Luke: Obviously you haven’t been to Black Friday at Walmart.
[Bar]
HOT GIRL: When I think someone is hot, I just agree with literally anything they sayME: That’s interesting
HOT GIRL: No it isn’t
Every classic folk song is just dubstep turned inward
Gunna get my 600 tweets in early, so I have the rest of the day free to argue with people in person.
[me, in a sting operation]
Can I buy your best stuff?
DRUG DEALER: what do u mean by stuff?
*talking into my shirt* what do I mean by stuff?
Flying Monkey: Notice she only calls us “pretties” when she wants something.
Shopping for a toaster yesterday I came across this review.
“Easy to use instructions.”
The dog almost ate the bird tonight.
It was like a Dateline episode.“He kept to himself, but on the evening of June 6, he snapped.”
I’m not one to kink shame but I just found out my boyfriend has a new fetish for sleeping with other women.
My wife is enjoying the attention I’ve been giving her lately & though painting a phone on her face is inconvenient, it’s saved our marriage
That tweet is awesome. You guys are awesome. Twitter is awesome. I’ve made awesome friends on Twitter. A thesaurus would be awesome.

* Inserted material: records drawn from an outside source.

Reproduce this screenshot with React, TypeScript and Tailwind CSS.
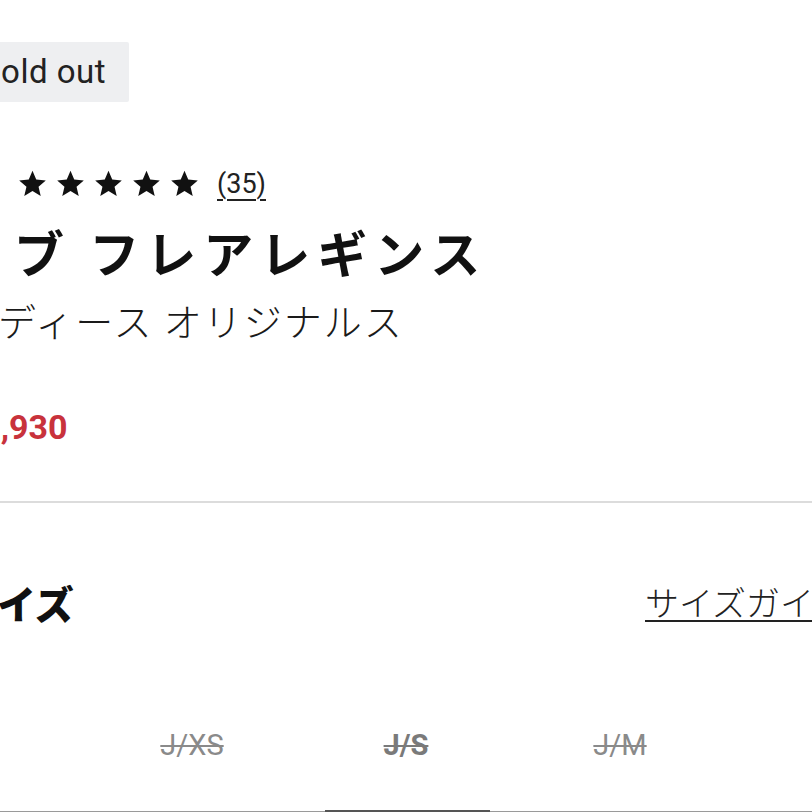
import React from 'react';

const jp = { fontFamily: '"Noto Sans CJK JP", "Noto Sans", sans-serif' };
const latin = { fontFamily: 'Roboto, "Noto Sans CJK JP", sans-serif' };

const sizes = [
  { label: 'J/XS', active: false },
  { label: 'J/S', active: true },
  { label: 'J/M', active: false },
  { label: 'J/L', active: false },
];

function Star() {
  return (
    <svg viewBox="0 0 24 24" className="h-[29px] w-[29px] shrink-0" fill="#111">
      <path d="M12 1.5l3.09 7.26 7.91.68-6 5.2 1.8 7.74L12 18.27 5.2 22.38l1.8-7.74-6-5.2 7.91-.68z" />
    </svg>
  );
}

export default function App() {
  return (
    <div className="w-[812px] h-[812px] overflow-hidden bg-white text-[#111]">
      <div className="flex flex-col pt-[42px]">
        {/* badge */}
        <div className="flex">
          <span
            className="ml-[-42px] h-[60px] px-[23px] flex items-center bg-[#eeeff1] rounded-[2px] text-[33px] tracking-[0.5px] text-[#222]"
            style={latin}
          >
            Sold out
          </span>
        </div>

        {/* rating */}
        <div className="mt-[69px] ml-[18px] h-[25px] flex items-center">
          <div className="flex gap-[9px]">
            <Star />
            <Star />
            <Star />
            <Star />
            <Star />
          </div>
          <span
            className="ml-[18px] text-[27px] leading-[30px] underline decoration-2 underline-offset-[6px] text-[#222]"
            style={latin}
          >
            (35)
          </span>
        </div>

        {/* title */}
        <h1
          className="mt-[25px] ml-[-43px] h-[60px] leading-[60px] text-[50px] font-bold tracking-[7px] whitespace-nowrap"
          style={jp}
        >
          リブ フレアレギンス
        </h1>

        {/* subtitle */}
        <p
          className="mt-[16px] ml-[-42px] leading-[46px] text-[38px] font-light tracking-[2px] whitespace-nowrap text-[#1a1a1a]"
          style={jp}
        >
          レディース オリジナルス
        </p>

        {/* price */}
        <p
          className="mt-[64px] ml-[-37px] leading-[40px] text-[34px] font-bold text-[#c8323c]"
          style={latin}
        >
          ¥1,930
        </p>

        <div className="mt-[54px] h-[2px] bg-[#dcdcdc]" />

        {/* size header */}
        <div className="mt-[77px] h-[44px] flex items-center whitespace-nowrap">
          <div className="w-[645px] shrink-0">
            <h2 className="ml-[-42px] text-[39px] leading-[44px] font-black" style={jp}>
              サイズ
            </h2>
          </div>
          <a
            className="shrink-0 text-[34px] leading-[40px] font-light underline decoration-2 underline-offset-[4px] text-[#222]"
            style={jp}
          >
            サイズガイド
          </a>
        </div>

        {/* size tabs */}
        <div className="mt-[57px] h-[132px] flex">
          <div className="w-[85px] shrink-0 border-b-2 border-[#9a9a9a]" />
          {sizes.map((s) => (
            <div
              key={s.label}
              className="relative w-[214px] shrink-0 flex items-center justify-center border-b-2 border-[#9a9a9a]"
            >
              <span
                className={
                  s.active
                    ? 'text-[29px] font-bold line-through text-[#7a7a7a]'
                    : 'text-[29px] line-through text-[#8a8a8a]'
                }
                style={latin}
              >
                {s.label}
              </span>
              {s.active && (
                <div className="absolute left-[26px] right-[23px] bottom-[-2px] h-[3px] bg-[#555]" />
              )}
            </div>
          ))}
        </div>
      </div>
    </div>
  );
}
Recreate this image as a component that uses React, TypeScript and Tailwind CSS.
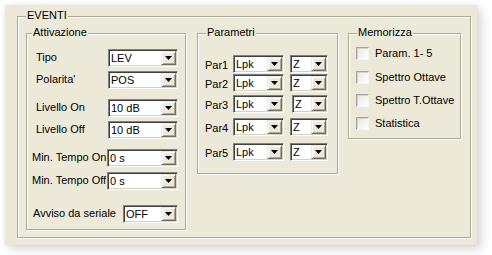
import React from "react";

// Classic sunken combo box with a beige drop button
function Combo({ value, className = "" }: { value: string; className?: string }) {
  return (
    <div
      className={`flex shrink-0 bg-white p-[1px] border border-t-[#808080] border-l-[#808080] border-r-white border-b-white shadow-[inset_1px_1px_0_#404040,inset_-1px_-1px_0_#d4d0c8] ${className}`}
    >
      <span className="flex-1 overflow-hidden whitespace-nowrap pl-[1px] text-[11px] leading-[14px]">
        {value}
      </span>
      <span className="flex w-[15px] items-center justify-center bg-[#ece9d8] border border-t-[#ece9d8] border-l-[#ece9d8] border-r-[#716f64] border-b-[#716f64] shadow-[inset_1px_1px_0_#fff,inset_-1px_-1px_0_#aca899]">
        <svg width="7" height="4" viewBox="0 0 7 4">
          <polygon points="0,0 7,0 3.5,4" fill="#000" />
        </svg>
      </span>
    </div>
  );
}

function Group({
  legend,
  className = "",
  legendClass = "left-[8px]",
  children,
}: {
  legend: string;
  className?: string;
  legendClass?: string;
  children?: React.ReactNode;
}) {
  return (
    <div
      className={`relative shrink-0 border border-[#aca899] shadow-[inset_1px_1px_0_#fff,1px_1px_0_#fff] ${className}`}
    >
      <span
        className={`absolute top-[-8px] bg-[#ece9d8] px-[1px] text-[11px] leading-[13px] ${legendClass}`}
      >
        {legend}
      </span>
      {children}
    </div>
  );
}

function Check({ label, className = "" }: { label: string; className?: string }) {
  return (
    <div className={`flex items-center gap-[6px] ${className}`}>
      <span className="h-[13px] w-[13px] shrink-0 border border-t-[#a3a39a] border-l-[#a3a39a] border-r-[#f6f6f2] border-b-[#f6f6f2] bg-gradient-to-br from-[#e8e7e0] to-white shadow-[inset_1px_1px_0_#d6d5cd]" />
      <span className="text-[11px] leading-[13px]">{label}</span>
    </div>
  );
}

const params = [
  { n: "Par1", row: "mt-[21px]", z: "ml-[6px] w-[38px]" },
  { n: "Par2", row: "mt-[1px]", z: "ml-[6px] w-[38px]" },
  { n: "Par3", row: "mt-[3px]", z: "ml-[8px] w-[36px]" },
  { n: "Par4", row: "mt-[5px]", z: "ml-[6px] w-[38px]" },
  { n: "Par5", row: "mt-[7px]", z: "ml-[6px] w-[38px]" },
];

export default function App() {
  return (
    <div className="h-[255px] w-[492px] bg-white pl-[5px] pt-[5px] font-['Liberation_Sans',Arial,sans-serif] text-black">
      <div className="h-[240px] w-[472px] bg-[#ece9d8] pl-[12px] pt-[11px] shadow-[4px_4px_10px_rgba(0,0,0,0.16),0_0_3px_rgba(0,0,0,0.08)]">
        <Group legend="EVENTI" className="h-[222px] w-[454px]">
          <div className="flex items-start pl-[8px] pt-[16px]">
            {/* Attivazione */}
            <Group legend="Attivazione" legendClass="left-[5px]" className="h-[197px] w-[160px]">
              <div className="mt-[14px] flex h-[19px] items-center pl-[9px]">
                <span className="w-[72px] text-[11px]">Tipo</span>
                <Combo value="LEV" className="w-[70px]" />
              </div>
              <div className="mt-[3px] flex h-[19px] items-center pl-[9px]">
                <span className="w-[72px] text-[11px]">Polarita'</span>
                <Combo value="POS" className="w-[70px]" />
              </div>
              <div className="mt-[9px] flex h-[19px] items-center pl-[9px]">
                <span className="w-[72px] text-[11px]">Livello On</span>
                <Combo value="10 dB" className="w-[70px]" />
              </div>
              <div className="mt-[3px] flex h-[19px] items-center pl-[9px]">
                <span className="w-[72px] text-[11px]">Livello Off</span>
                <Combo value="10 dB" className="w-[70px]" />
              </div>
              <div className="mt-[9px] flex h-[19px] items-center pl-[5px]">
                <span className="w-[75px] whitespace-nowrap text-[11px]">Min. Tempo On</span>
                <Combo value="0 s" className="w-[71px]" />
              </div>
              <div className="mt-[4px] flex h-[19px] items-center pl-[5px]">
                <span className="w-[75px] whitespace-nowrap text-[11px]">Min. Tempo Off</span>
                <Combo value="0 s" className="w-[71px]" />
              </div>
              <div className="mt-[14px] flex h-[19px] items-center pl-[6px]">
                <span className="w-[90px] whitespace-nowrap text-[11px]">Avviso da seriale</span>
                <Combo value="OFF" className="w-[55px]" />
              </div>
            </Group>

            {/* Parametri */}
            <Group legend="Parametri" className="ml-[11px] h-[141px] w-[141px]">
              {params.map((p) => (
                <div key={p.n} className={`flex h-[18px] items-center pl-[7px] ${p.row}`}>
                  <span className="w-[28px] pt-[2px] text-[11px]">{p.n}</span>
                  <Combo value="Lpk" className="w-[51px]" />
                  <Combo value="Z" className={p.z} />
                </div>
              ))}
            </Group>

            {/* Memorizza */}
            <Group legend="Memorizza" className="ml-[10px] h-[106px] w-[113px]">
              <div className="pl-[7px]">
                <Check label="Param. 1- 5" className="mt-[13px]" />
                <Check label="Spettro Ottave" className="mt-[11px]" />
                <Check label="Spettro T.Ottave" className="mt-[10px]" />
                <Check label="Statistica" className="mt-[10px]" />
              </div>
            </Group>
          </div>
        </Group>
      </div>
    </div>
  );
}
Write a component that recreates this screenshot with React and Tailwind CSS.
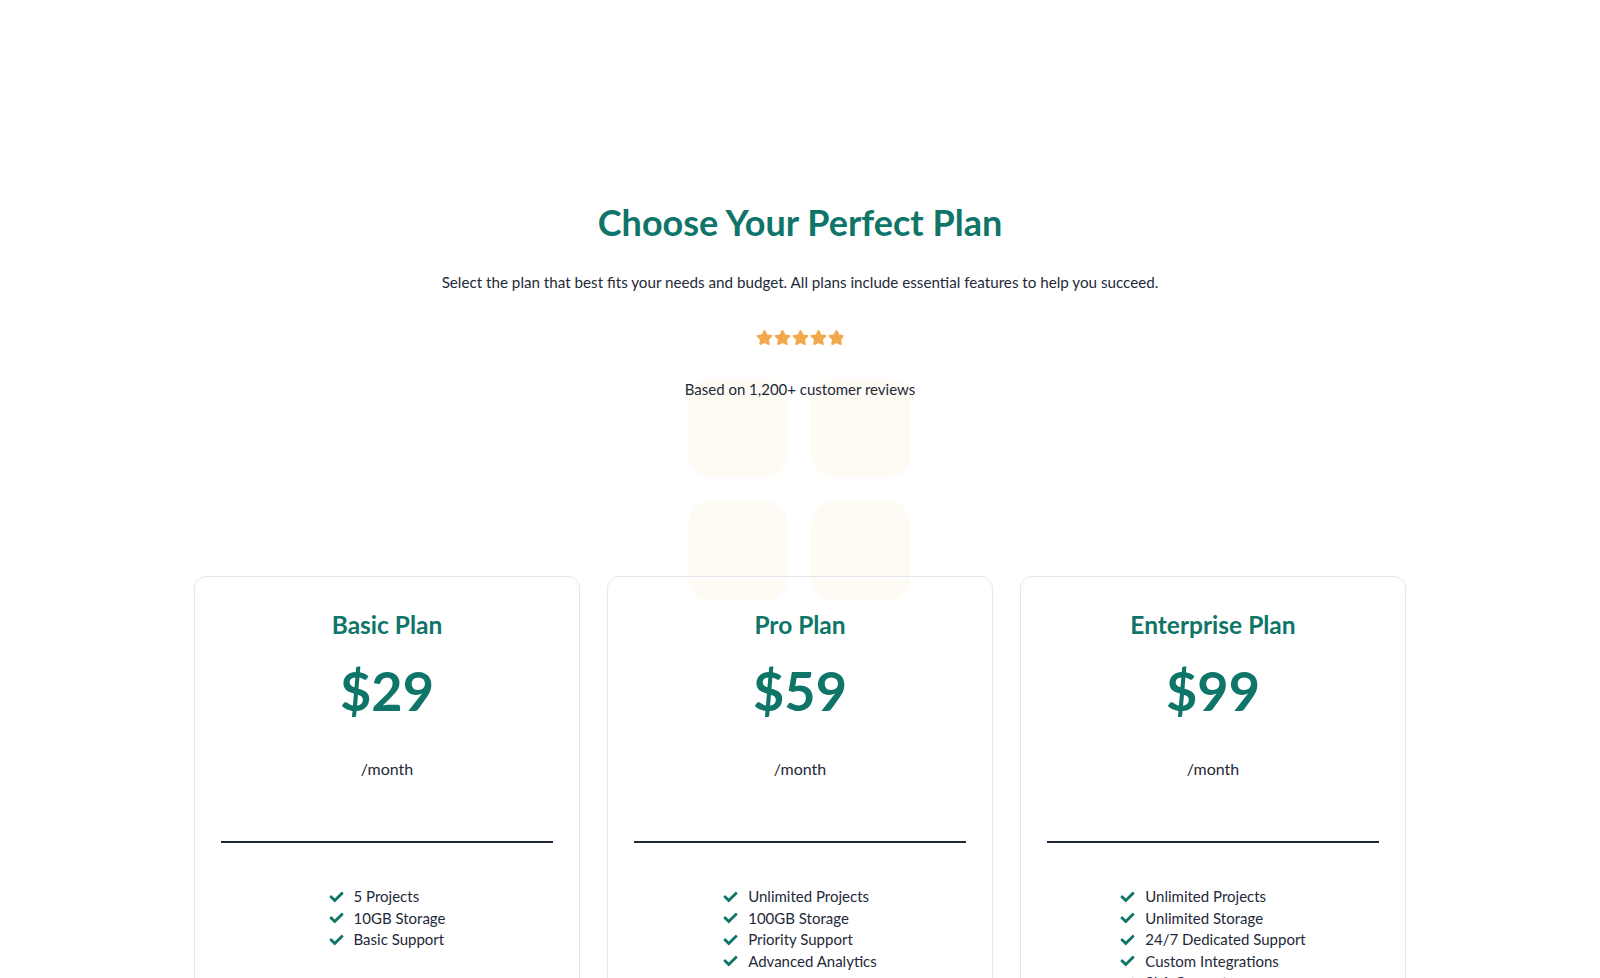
import { FaStar, FaCheck } from "react-icons/fa";

const plans = [
  { name: "Basic Plan", price: "$29", features: ["5 Projects", "10GB Storage", "Basic Support"] },
  {
    name: "Pro Plan",
    price: "$59",
    features: ["Unlimited Projects", "100GB Storage", "Priority Support", "Advanced Analytics"],
  },
  {
    name: "Enterprise Plan",
    price: "$99",
    features: [
      "Unlimited Projects",
      "Unlimited Storage",
      "24/7 Dedicated Support",
      "Custom Integrations",
      "SLA Guarantee",
    ],
  },
];

function Stars() {
  return (
    <div className="flex items-center justify-center gap-[1px]">
      {[0, 1, 2, 3].map((i) => (
        <FaStar key={i} className="h-[17px] w-[17px] text-[#f2a94c]" />
      ))}
      <span className="relative inline-block h-[17px] w-[17px]">
        <FaStar className="absolute inset-0 h-[17px] w-[17px] text-[#e5e7eb]" />
        <span className="absolute inset-y-0 left-0 w-[15px] overflow-hidden">
          <FaStar className="h-[17px] w-[17px] text-[#f2a94c]" />
        </span>
      </span>
    </div>
  );
}

function PlanCard({ plan }) {
  return (
    <div className="rounded-xl border border-[#e2e8f0] px-[26px] pt-8 pb-10 text-center">
      <h3 className="text-[24.5px] leading-8 font-bold text-[#0e7568]">{plan.name}</h3>
      <p className="mt-[23px] text-[54px] leading-none font-bold text-[#0e7568]">{plan.price}</p>
      <p className="mt-[39px] text-base leading-6 text-gray-800">/month</p>
      <div className="mt-[60px] border-t-2 border-gray-800" />
      <div className="mt-[43px] flex justify-center">
        <ul className="text-left">
          {plan.features.map((f) => (
            <li key={f} className="flex items-center gap-[10px] text-[15px] leading-[21.5px] text-gray-800">
              <FaCheck className="h-[14px] w-[15px] text-[#0e7568]" />
              {f}
            </li>
          ))}
        </ul>
      </div>
    </div>
  );
}

export default function App() {
  return (
    <div className="min-h-screen bg-white font-['Lato',sans-serif]">
      <section className="relative pt-[202px]">
        <div className="pointer-events-none absolute top-[378px] left-[688px] grid grid-cols-2 gap-[23px]">
          <div className="h-[100px] w-[100px] rounded-3xl bg-[#fdfbf3]" />
          <div className="h-[100px] w-[100px] rounded-3xl bg-[#fdfbf3]" />
          <div className="h-[100px] w-[100px] rounded-3xl bg-[#fdfbf3]" />
          <div className="h-[100px] w-[100px] rounded-3xl bg-[#fdfbf3]" />
        </div>

        <div className="relative mx-auto text-center">
          <h1 className="text-4xl leading-10 font-bold text-[#0e7568]">Choose Your Perfect Plan</h1>
          <p className="mt-7 text-[15.2px] leading-6 text-gray-800">
            Select the plan that best fits your needs and budget. All plans include essential features to help you succeed.
          </p>
          <div className="mt-[35px]">
            <Stars />
          </div>
          <p className="mt-[31px] text-[15px] leading-6 text-gray-800">Based on 1,200+ customer reviews</p>
        </div>

        <div className="relative mx-auto mt-[175px] grid w-[1212px] grid-cols-3 gap-[27px]">
          {plans.map((p) => (
            <PlanCard key={p.name} plan={p} />
          ))}
        </div>
      </section>
    </div>
  );
}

If the couch is barking, you’re sitting on the dog.
Holy Communion:
PRIEST:”This is the body of Christ. Take it ”
ME:”Uum,can I instagram it first?”
*We laughed & then I was excommunicated*
When your 1st kid crawls into your bed, you carry them back to theirs. 2nd kid crawls into your bed, you let them stay because you’re tired. When the 3rd kid gets into your bed, you go sleep in theirs and it’s the best night you’ve had in 8 years.
Kinda cool how Earth is the largest planet in the whole world.